As far as a program's *size* is concerned, the more code, the bigger
the program. It doesn't really matter much if the code grows because
of adding functions, or adding code to existing functions. Also, the
speed of a program is a function of what the program *does*, not a
function of how many functions make up the program. There are a couple
of areas, however, where the number of functions *is* related to
speed. That is in debugging and maintainance. Having many small,
well-documented and easily understood functions as opposed to one or a
very few large functions makes debugging *much* easier, and therefore
faster. (it also makes the likleyhood of a massive debugging session
diminish, since writing smallish functions greatly increases the
chances of writing the function correctly in the first place)

Also, a year or two from now, you'll wake up in the middle of the
night with a brilliant idea for an addition/modification to your
program. You'll find that not having to deal with a 5000-line main()
function will be a blessing.

I haven't mentioned how big a function should be before it's
considered "too big", because this is somewhat of a religious issue.
But, personally, I begin to get suspicious when the function grows
much beyond a screenfull.
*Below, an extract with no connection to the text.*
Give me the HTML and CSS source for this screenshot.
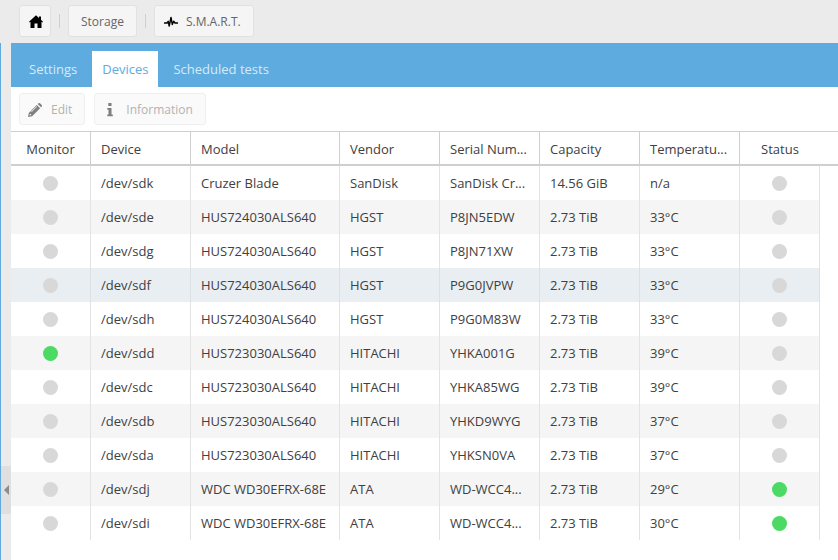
FILE: index.html
```html
<!DOCTYPE html>
<html lang="en">
<head>
<meta charset="utf-8">
<title>S.M.A.R.T. devices</title>
<link rel="stylesheet" href="styles.css">
</head>
<body>
<nav class="crumbs" aria-label="Breadcrumb">
  <button class="btn btn-home" type="button" aria-label="Home">
    <svg width="14" height="13" viewBox="0 0 14 13"><path fill="#000" d="M7 .2 10 3V1.500h2V4.800l2 1.900-.6.700-.9-.6V13H8.500V8.500H5.500V13H1.500V6.800l-.9.6L0 6.700z"/></svg>
  </button>
  <span class="sep"></span>
  <button class="btn" type="button">Storage</button>
  <span class="sep"></span>
  <button class="btn btn-smart" type="button">
    <svg width="14" height="12" viewBox="0 0 14 12"><path fill="none" stroke="#000" stroke-width="1.400" stroke-linejoin="round" d="M0 7H3L4.200 5.300 5.200 10 7 1.500 8.300 8.500 9.700 5.200 11 7H14"/></svg>
    S.M.A.R.T.
  </button>
</nav>
<div class="workspace">
  <div class="splitter">
    <button class="collapse" type="button" aria-label="Collapse navigation">
      <svg width="5" height="10" viewBox="0 0 5 10"><path fill="#8c8c8c" d="M5 0v10L0 5z"/></svg>
    </button>
  </div>
  <main class="panel">
    <nav class="tabs">
      <a class="tab" href="#settings">Settings</a>
      <a class="tab active" href="#devices" aria-current="page">Devices</a>
      <a class="tab" href="#tests">Scheduled tests</a>
    </nav>
    <div class="toolbar">
      <button class="btn btn-tool" type="button" disabled>
        <svg width="14" height="14" viewBox="0 0 14 14"><path fill="#7f7f7f" fill-rule="evenodd" d="M8.800 1.900 12.100 5.200 4.100 13.200 0 14 .8 9.900zM9.700 1 10.500.3Q11.300-.3 12 .3L13.700 2Q14.300 2.700 13.700 3.500L13 4.300zM1.900 10.900 1.500 12.500 3.100 12.100 3.100 10.900zM3.500 9.200 9 3.700 8.600 3.300 3.100 8.800z"/></svg>
        Edit
      </button>
      <button class="btn btn-tool" type="button" disabled>
        <svg width="14" height="14" viewBox="0 0 14 14"><path fill="#7f7f7f" d="M5.300 0h3.200v3H5.300zM4.300 5h4.200v6.500h1.300V13.300H4.300V11.500h1.200V6.700H4.300z"/></svg>
        Information
      </button>
    </div>
    <table class="grid">
      <colgroup><col class="c-dot"><col class="c-text"><col class="c-model"><col class="c-text"><col class="c-text"><col class="c-text"><col class="c-text"><col class="c-dot"><col></colgroup>
      <thead>
        <tr><th class="mid">Monitor</th><th>Device</th><th>Model</th><th>Vendor</th><th>Serial Num...</th><th>Capacity</th><th>Temperatu...</th><th class="mid">Status</th><td class="rest"></td></tr>
      </thead>
      <tbody>
        <tr><td class="mid"><span class="dot"></span></td><td>/dev/sdk</td><td>Cruzer Blade</td><td>SanDisk</td><td>SanDisk Cr...</td><td>14.56 GiB</td><td>n/a</td><td class="mid"><span class="dot"></span></td><td class="rest"></td></tr>
        <tr><td class="mid"><span class="dot"></span></td><td>/dev/sde</td><td>HUS724030ALS640</td><td>HGST</td><td>P8JN5EDW</td><td>2.73 TiB</td><td>33°C</td><td class="mid"><span class="dot"></span></td><td class="rest"></td></tr>
        <tr><td class="mid"><span class="dot"></span></td><td>/dev/sdg</td><td>HUS724030ALS640</td><td>HGST</td><td>P8JN71XW</td><td>2.73 TiB</td><td>33°C</td><td class="mid"><span class="dot"></span></td><td class="rest"></td></tr>
        <tr class="hover"><td class="mid"><span class="dot"></span></td><td>/dev/sdf</td><td>HUS724030ALS640</td><td>HGST</td><td>P9G0JVPW</td><td>2.73 TiB</td><td>33°C</td><td class="mid"><span class="dot"></span></td><td class="rest"></td></tr>
        <tr><td class="mid"><span class="dot"></span></td><td>/dev/sdh</td><td>HUS724030ALS640</td><td>HGST</td><td>P9G0M83W</td><td>2.73 TiB</td><td>33°C</td><td class="mid"><span class="dot"></span></td><td class="rest"></td></tr>
        <tr><td class="mid"><span class="dot on"></span></td><td>/dev/sdd</td><td>HUS723030ALS640</td><td>HITACHI</td><td>YHKA001G</td><td>2.73 TiB</td><td>39°C</td><td class="mid"><span class="dot"></span></td><td class="rest"></td></tr>
        <tr><td class="mid"><span class="dot"></span></td><td>/dev/sdc</td><td>HUS723030ALS640</td><td>HITACHI</td><td>YHKA85WG</td><td>2.73 TiB</td><td>39°C</td><td class="mid"><span class="dot"></span></td><td class="rest"></td></tr>
        <tr><td class="mid"><span class="dot"></span></td><td>/dev/sdb</td><td>HUS723030ALS640</td><td>HITACHI</td><td>YHKD9WYG</td><td>2.73 TiB</td><td>37°C</td><td class="mid"><span class="dot"></span></td><td class="rest"></td></tr>
        <tr><td class="mid"><span class="dot"></span></td><td>/dev/sda</td><td>HUS723030ALS640</td><td>HITACHI</td><td>YHKSN0VA</td><td>2.73 TiB</td><td>37°C</td><td class="mid"><span class="dot"></span></td><td class="rest"></td></tr>
        <tr><td class="mid"><span class="dot"></span></td><td>/dev/sdj</td><td>WDC WD30EFRX-68E</td><td>ATA</td><td>WD-WCC4...</td><td>2.73 TiB</td><td>29°C</td><td class="mid"><span class="dot on"></span></td><td class="rest"></td></tr>
        <tr><td class="mid"><span class="dot"></span></td><td>/dev/sdi</td><td>WDC WD30EFRX-68E</td><td>ATA</td><td>WD-WCC4...</td><td>2.73 TiB</td><td>30°C</td><td class="mid"><span class="dot on"></span></td><td class="rest"></td></tr>
      </tbody>
    </table>
  </main>
</div>
</body>
</html>
```
FILE: styles.css
```css
* { box-sizing: border-box; }

body {
  margin: 0;
  min-height: 100vh;
  display: flex;
  flex-direction: column;
  background: #ebebeb;
  color: #404040;
  font: 13px/18px "Open Sans", "Noto Sans", sans-serif;
}

svg { display: block; flex: none; }

.crumbs {
  display: flex;
  align-items: center;
  gap: 8px;
  padding: 5px 8px 6px 19px;
}

.btn {
  display: flex;
  align-items: center;
  height: 32px;
  padding: 2px 12px 0;
  border: 1px solid #e1e1e1;
  border-radius: 3px;
  background: #f5f5f5;
  color: #666;
  font: 12px/18px "Open Sans", "Noto Sans", sans-serif;
}

.btn-home { padding: 0 7px 0 9px; }
.btn-smart { gap: 8px; padding: 2px 12px 0 9px; }

.sep {
  width: 1px;
  height: 14px;
  background: #cfcfcf;
}

.workspace {
  flex: 1;
  display: flex;
}

.splitter {
  flex: none;
  width: 11px;
  border-left: 1px solid #5fa9dd;
  display: flex;
  flex-direction: column;
  justify-content: flex-end;
  padding-bottom: 46px;
}

.collapse {
  display: flex;
  align-items: center;
  justify-content: flex-end;
  height: 48px;
  padding: 0 2px 0 0;
  border: 0;
  background: #dfdfdf;
}

.panel {
  flex: 1;
  min-width: 0;
  background: #fff;
}

.tabs {
  display: flex;
  gap: 5px;
  padding: 8px 8px 0;
  background: #5dabdf;
}

.tab {
  padding: 9px 10px;
  color: #d7eaf7;
  text-decoration: none;
}

.tab.active {
  background: #fff;
  color: #5dabdf;
}

.toolbar {
  display: flex;
  gap: 9px;
  padding: 6px 8px;
}

.btn-tool {
  gap: 9px;
  padding: 2px 12px 0 8px;
  border-color: #efefef;
  background: #fafafa;
  color: #b2b2b2;
}

.grid {
  width: 100%;
  table-layout: fixed;
  border-collapse: separate;
  border-spacing: 0;
}

.c-dot { width: 80px; }
.c-text { width: 100px; }
.c-model { width: 149px; }

.grid th,
.grid td {
  height: 34px;
  padding: 0 10px;
  border-right: 1px solid #e3e3e3;
  font-weight: normal;
  text-align: left;
  white-space: nowrap;
  overflow: hidden;
  text-overflow: ellipsis;
}

.grid thead th,
.grid thead td {
  height: 35px;
  padding-top: 2px;
  border-top: 1px solid #cfcfcf;
  border-right-color: #cfcfcf;
  border-bottom: 2px solid #cfcfcf;
}

.grid thead th:nth-child(8) { border-right: 0; }

.grid tbody tr:nth-child(even) td { background: #f5f5f5; }
.grid tbody tr.hover td { background: #e9eef2; border-right-color: #dce1e5; }
.grid tbody tr td.rest { background: #fff; }

.grid .rest { border-right: 0; padding: 0; }
.grid .mid { text-align: center; }

.dot {
  display: block;
  width: 15px;
  height: 15px;
  margin: 0 auto;
  border-radius: 50%;
  background: #d8d8d8;
}

.dot.on { background: #4cd964; }
```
I suppose one's own definition of "too big"
has something to do with one's short-term memory capabilities. I have
no trouble remembering Arthur Godfrey's description of FDR's funeral
procession, but have a great deal of trouble remembering exactly what
I did this morning.

At some point you will probably want to consider breaking up your
source file into two or more (sometimes *many* more) seperate files
for all of the above reasons.

--

Cameron Foster

http://www2.netcom.com/~cdfoster/



Tue, 05 Dec 2000 03:00:00 GMT  
 functions, functions, and more functions!

Quote:

>       I`m programming a very complicated program, and have begun to notice that
> I am creating and using A LOT of functions.  So I`m just wondering, what do
> functions do to the program`s size, speed, etc.?  Do the more functions you use
> and create make the program larger in size?  Slow the program down? Speed the
> program up??
> Thanks,
> Brian

To a reasonable first approximation:  The number of functions has
no effect on execution speed.  If a piece of code is used
a lot making it a function will decrease executable size,
otherwise there is no effect.

Do you really care about executable size?
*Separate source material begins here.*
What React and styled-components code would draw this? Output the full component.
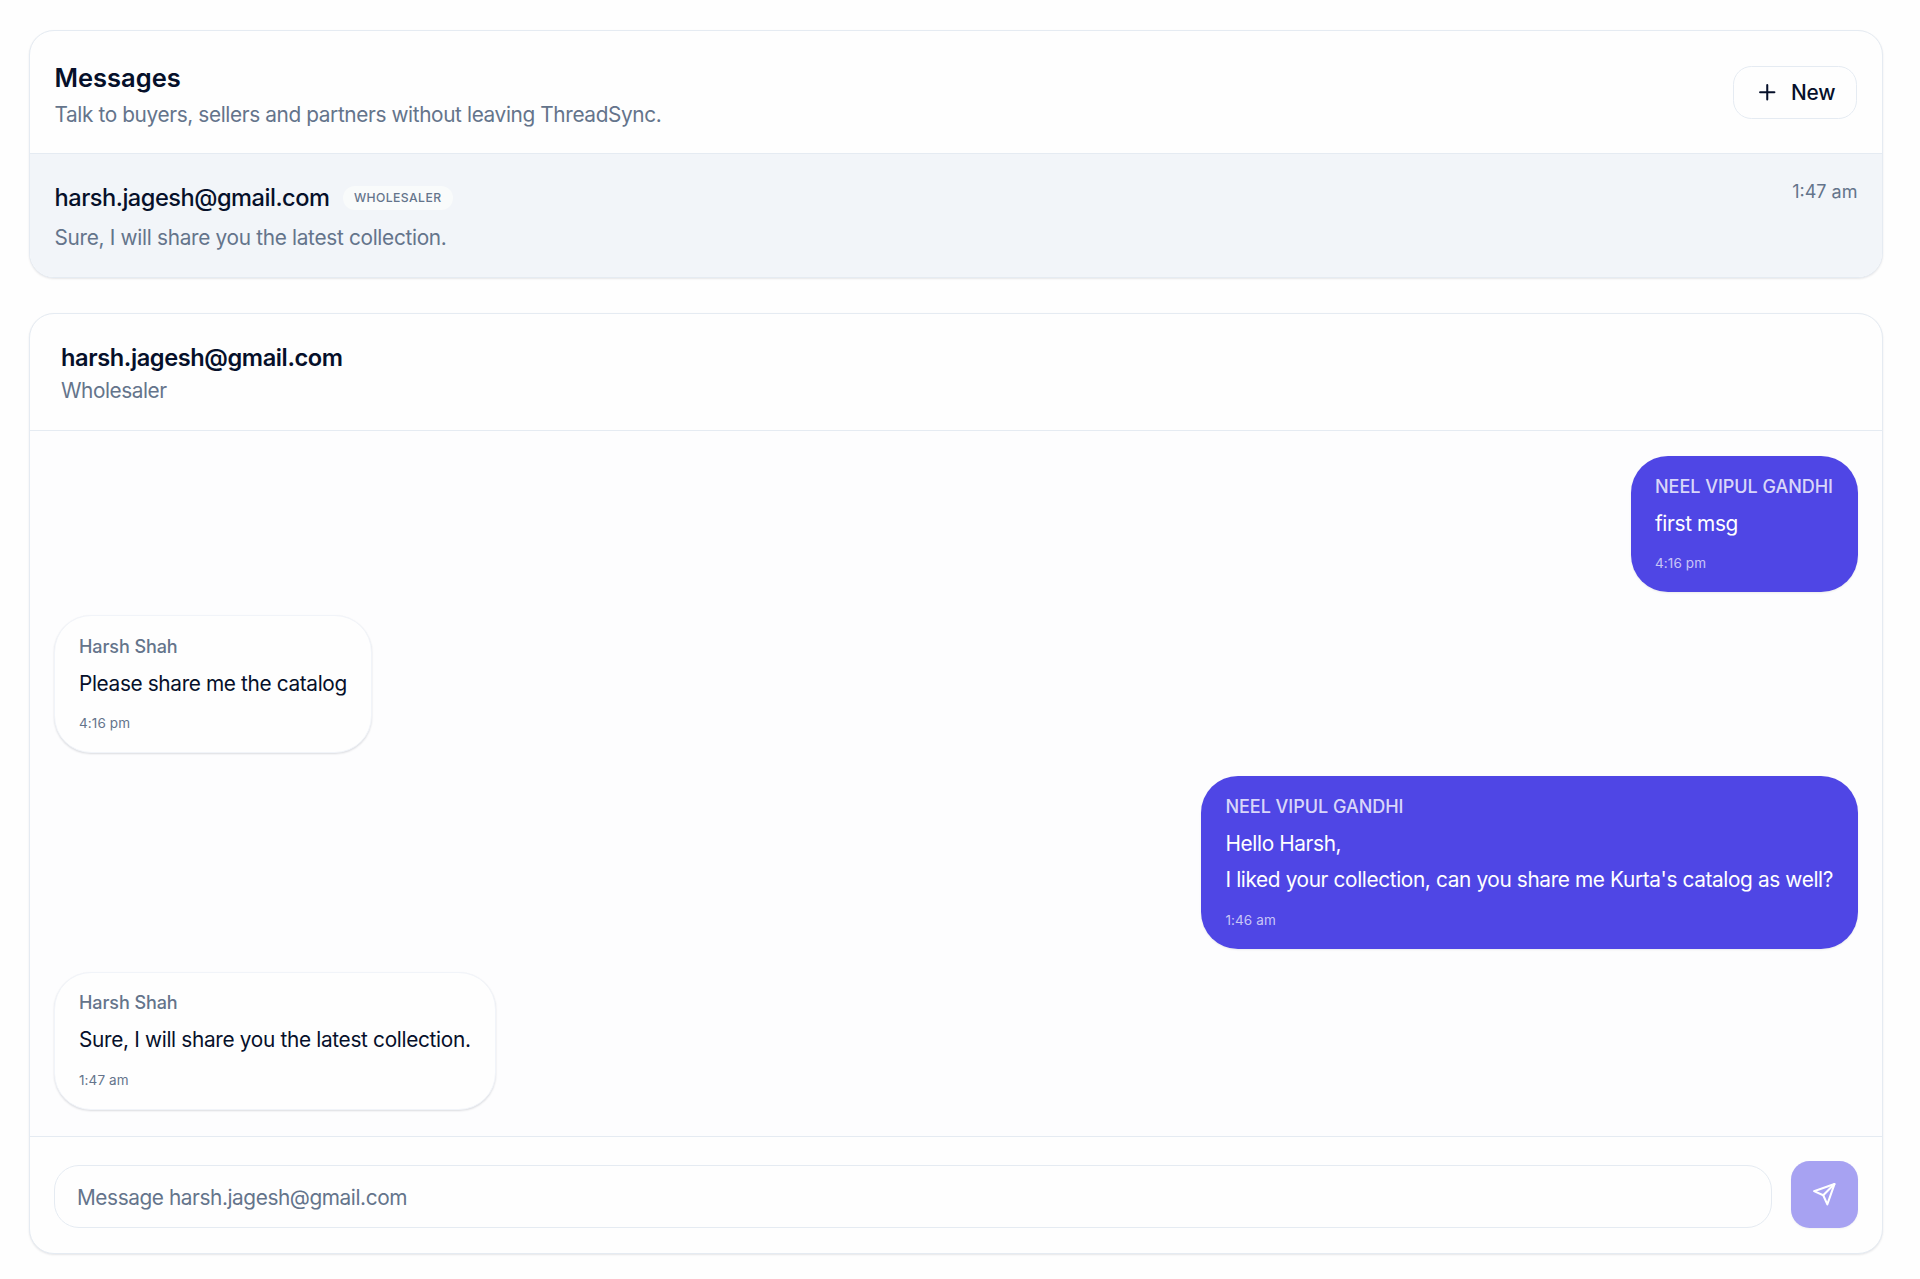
import React from "react";
import styled, { createGlobalStyle } from "styled-components";
import { Plus } from "lucide-react";

const colors = {
  text: "#06102a",
  muted: "#64748b",
  border: "#e5ebf2",
  selected: "#f2f5f9",
  primary: "#4f46e5"
};

const GlobalStyle = createGlobalStyle`
  *, *::before, *::after {
    box-sizing: border-box;
  }
  body {
    margin: 0;
    background: #fefefe;
    color: ${colors.text};
    font-family: Inter, "Liberation Sans", sans-serif;
  }
  h1, h2, p {
    margin: 0;
  }
  button, input {
    font-family: inherit;
  }
`;

const Page = styled.main`
  display: flex;
  flex-direction: column;
  gap: 35px;
  padding: 30px 37px 25px 29px;
`;

const Card = styled.section`
  display: flex;
  flex-direction: column;
  height: ${(p) => p.$height}px;
  overflow: hidden;
  background: #fefefe;
  border: 1px solid ${colors.border};
  border-radius: 25px;
  box-shadow: 0 1px 2px rgba(15, 23, 42, 0.1);
`;

const ListHeader = styled.header`
  display: flex;
  align-items: center;
  justify-content: space-between;
  height: 123px;
  padding: 6px 25px 0 24.5px;
  border-bottom: 1px solid ${colors.border};
`;

const Title = styled.h1`
  font-size: 25.5px;
  font-weight: 600;
  line-height: 34px;
`;

const Muted = styled.p`
  margin-top: ${(p) => p.$top || 0}px;
  color: ${colors.muted};
  font-size: 20.8px;
  line-height: 30px;
  letter-spacing: ${(p) => p.$track}px;
  white-space: nowrap;
`;

const NewButton = styled.button`
  display: flex;
  align-items: center;
  gap: 11.5px;
  height: 53px;
  margin-bottom: 6px;
  padding: 0 20.5px;
  color: ${colors.text};
  background: #fefefe;
  border: 1px solid ${colors.border};
  border-radius: 18.5px;
  font-size: 20.8px;
  font-weight: 500;
  letter-spacing: -0.1px;
`;

const Conversation = styled.div`
  display: flex;
  flex: 1;
  justify-content: space-between;
  padding: 25px 24.5px 0;
  background: ${colors.selected};
`;

const NameLine = styled.div`
  display: flex;
  align-items: center;
  gap: 13.5px;
  height: 37px;
`;

const ContactName = styled.h2`
  font-size: 23.6px;
  font-weight: ${(p) => p.$weight};
  line-height: 36px;
  letter-spacing: ${(p) => p.$track}px;
`;

const Badge = styled.span`
  display: flex;
  align-items: center;
  height: 24px;
  padding: 0 11.5px 0 11px;
  color: ${colors.muted};
  background: #f9fbfb;
  border-radius: 12px;
  font-size: 12.2px;
  font-weight: 450;
  letter-spacing: 0.4px;
  text-transform: uppercase;
`;

const ListTime = styled.time`
  padding-top: 0.5px;
  color: ${colors.muted};
  font-size: 18px;
  line-height: 24px;
`;

const ThreadHeader = styled.header`
  height: 117px;
  padding: 26px 31px 0;
  border-bottom: 1px solid ${colors.border};
`;

const Thread = styled.div`
  display: flex;
  flex: 1;
  flex-direction: column;
  gap: 23px;
  padding: 25px 24.5px 0 24px;
  background: #fdfdfe;
`;

const Bubble = styled.article`
  align-self: ${(p) => (p.$mine ? "flex-end" : "flex-start")};
  padding: 18.5px ${(p) => (p.$mine ? 24.5 : 24)}px 19px 24px;
  color: ${(p) => (p.$mine ? "#fff" : colors.text)};
  background: ${(p) => (p.$mine ? colors.primary : "#fefefe")};
  border: ${(p) => (p.$mine ? "none" : "1px solid #f1f4f9")};
  border-radius: 37px;
  box-shadow: 0 1px 2px rgba(15, 23, 42, ${(p) => (p.$mine ? 0.08 : 0.14)});
`;

const Sender = styled.div`
  color: ${(p) => (p.$mine ? "rgba(255, 255, 255, 0.8)" : colors.muted)};
  font-size: 18px;
  font-weight: ${(p) => (p.$mine ? 450 : 500)};
  line-height: 24.5px;
  letter-spacing: ${(p) => (p.$mine ? -0.03 : -0.08)}px;
`;

const Body = styled.p`
  margin: 6.5px 0 11px;
  font-size: 20.8px;
  line-height: 36.5px;
  letter-spacing: ${(p) => p.$track}px;
  white-space: pre-line;
`;

const SentAt = styled.time`
  display: block;
  color: ${(p) => (p.$mine ? "rgba(255, 255, 255, 0.7)" : colors.muted)};
  font-size: 13.5px;
  line-height: 20px;
  letter-spacing: 0.1px;
`;

const Composer = styled.form`
  display: flex;
  align-items: flex-end;
  gap: 18.5px;
  height: 117px;
  padding: 0 24.5px 25px 24px;
  border-top: 1px solid ${colors.border};
`;

const MessageInput = styled.input`
  flex: 1;
  height: 63px;
  padding: 1px 22px 0;
  color: ${colors.text};
  background: #fefefe;
  border: 1px solid ${colors.border};
  border-radius: 25px;
  outline: none;
  font-size: 20.8px;
  letter-spacing: -0.42px;

  &::placeholder {
    color: ${colors.muted};
    opacity: 1;
  }
`;

const SendButton = styled.button`
  display: flex;
  align-items: center;
  justify-content: center;
  width: 67px;
  height: 67px;
  padding: 0;
  color: #fff;
  background: #a7a2f2;
  border: none;
  border-radius: 18.5px;
  box-shadow: 0 1px 2px rgba(15, 23, 42, 0.05);
`;

const contact = "harsh.jagesh@gmail.com";

const messages = [
  {
    mine: true,
    sender: "NEEL VIPUL GANDHI",
    body: "first msg",
    time: "4:16 pm",
    track: -0.35
  },
  {
    mine: false,
    sender: "Harsh Shah",
    body: "Please share me the catalog",
    time: "4:16 pm",
    track: -0.36
  },
  {
    mine: true,
    sender: "NEEL VIPUL GANDHI",
    body: "Hello Harsh,\nI liked your collection, can you share me Kurta's catalog as well?",
    time: "1:46 am",
    track: -0.37
  },
  {
    mine: false,
    sender: "Harsh Shah",
    body: "Sure, I will share you the latest collection.",
    time: "1:47 am",
    track: -0.32
  }
];

const SendIcon = () => (
  <svg
    width="24.5"
    height="24.5"
    viewBox="0 0 24 24"
    fill="none"
    stroke="currentColor"
    strokeWidth="2"
    strokeLinecap="round"
    strokeLinejoin="round"
  >
    <path d="m22 2-7 20-4-9-9-4Z" />
    <path d="M22 2 11 13" />
  </svg>
);

const App = () => (
  <>
    <GlobalStyle />
    <Page>
      <Card $height={248}>
        <ListHeader>
          <div>
            <Title>Messages</Title>
            <Muted $top={5} $track={-0.38}>
              Talk to buyers, sellers and partners without leaving ThreadSync.
            </Muted>
          </div>
          <NewButton type="button">
            <Plus size={24.5} />
            New
          </NewButton>
        </ListHeader>
        <Conversation>
          <div>
            <NameLine>
              <ContactName $weight={500} $track={-0.48}>
                {contact}
              </ContactName>
              <Badge>Wholesaler</Badge>
            </NameLine>
            <Muted $top={6.5} $track={-0.31}>
              Sure, I will share you the latest collection.
            </Muted>
          </div>
          <ListTime>1:47 am</ListTime>
        </Conversation>
      </Card>

      <Card $height={941}>
        <ThreadHeader>
          <ContactName $weight={600} $track={-0.4}>
            {contact}
          </ContactName>
          <Muted $track={-0.45}>Wholesaler</Muted>
        </ThreadHeader>
        <Thread>
          {messages.map(({ mine, sender, body, time, track }, index) => (
            <Bubble key={index} $mine={mine}>
              <Sender $mine={mine}>{sender}</Sender>
              <Body $track={track}>{body}</Body>
              <SentAt $mine={mine}>{time}</SentAt>
            </Bubble>
          ))}
        </Thread>
        <Composer onSubmit={(e) => e.preventDefault()}>
          <MessageInput placeholder={`Message ${contact}`} />
          <SendButton type="submit" aria-label="Send">
            <SendIcon />
          </SendButton>
        </Composer>
      </Card>
    </Page>
  </>
);

export default App;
Remember: Functions are a Good Thing.  The more the better.

Now, it is true that a function call in an inner loop can
add overhead and slow a program down.  Or perhaps
not.  It depends on so many factors there
is no use trying to guess ahead of time.
Write the program, use good algorithms, get
it working right.  Then if execution speed is
an issue:
       *************** PROFILE!!!!!!!!!!!****************
It will turn out that 90% of the code has no
practical effect on run speed.  It may turn
out that 99% of the code has no practical effect
on run speed.  It will probably turn out that
the bit of code that has the most effect on run speed
is not the bit of code you expected.
When you know where the bottlenecks are
then experiment.

                             -William Hughes

First rule of code optimization:  Don't Do It

First rule of code optimization (for experts): Don't Do It Yet



Tue, 05 Dec 2000 03:00:00 GMT  
 functions, functions, and more functions!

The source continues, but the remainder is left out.